The laying on of hands and anointing is a simple service found in the green Book of Alternative Services, one of the Anglican prayer books. It can include Confession and Communion, or not. It begins with the person seeking prayer offering aloud their specific requests—saying whatever it is that’s on their heart, whatever it is that needs to be said. Then, the prayer begins with these words: “Holy scripture teaches us that in acts of healing and restoration our Lord Jesus and his disciples laid hands upon the sick (and anointed them). By so doing they made known the healing power and presence of God. Pray that as we follow our Lord’s example, you may know his unfailing love.”

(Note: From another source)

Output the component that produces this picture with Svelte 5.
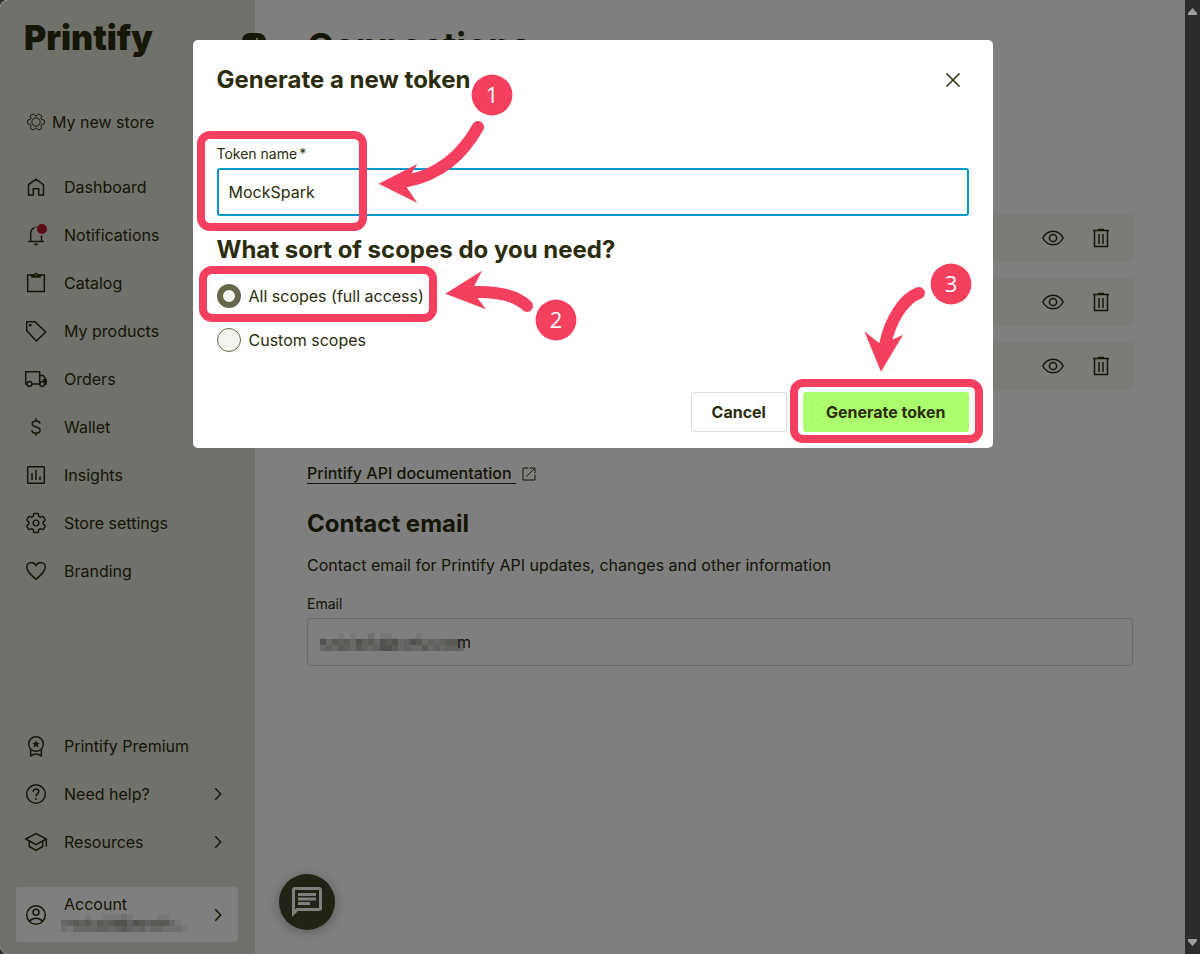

With permission, the minister or prayer leader gently lays hands upon the person seeking prayer. They pray in these or similar words: “May the Lord in his love and mercy uphold you by the grace and power of the Holy Spirit” followed by: “As you are outwardly anointed with this holy oil, so may our heavenly Father grant you the inward anointing of the Holy Spirit. Of his great mercy, may he forgive you your sins, release you from suffering, and restore you to wholeness and strength. May he deliver you from all evil, preserve you in all goodness, and bring you to everlasting life; through Jesus Christ our Lord.”

As we prepare this season to welcome the Christ-child, I encourage you to take a green book home with you and to read through these prayers on your own. I encourage you to reach out if you wish to prepare a confession or if you’d like to receive the laying on of hands and anointing. 

Our God is well-practised in waiting, whether for the world to be made whole, for humanity to be made well, or for goodness to prevail. My prayer this Second Sunday of Advent is that in your own seasons of waiting, that you would meet the Christ-child about to be born, about to cross that threshold of heaven and earth, to greet what lies on the other side. Amen.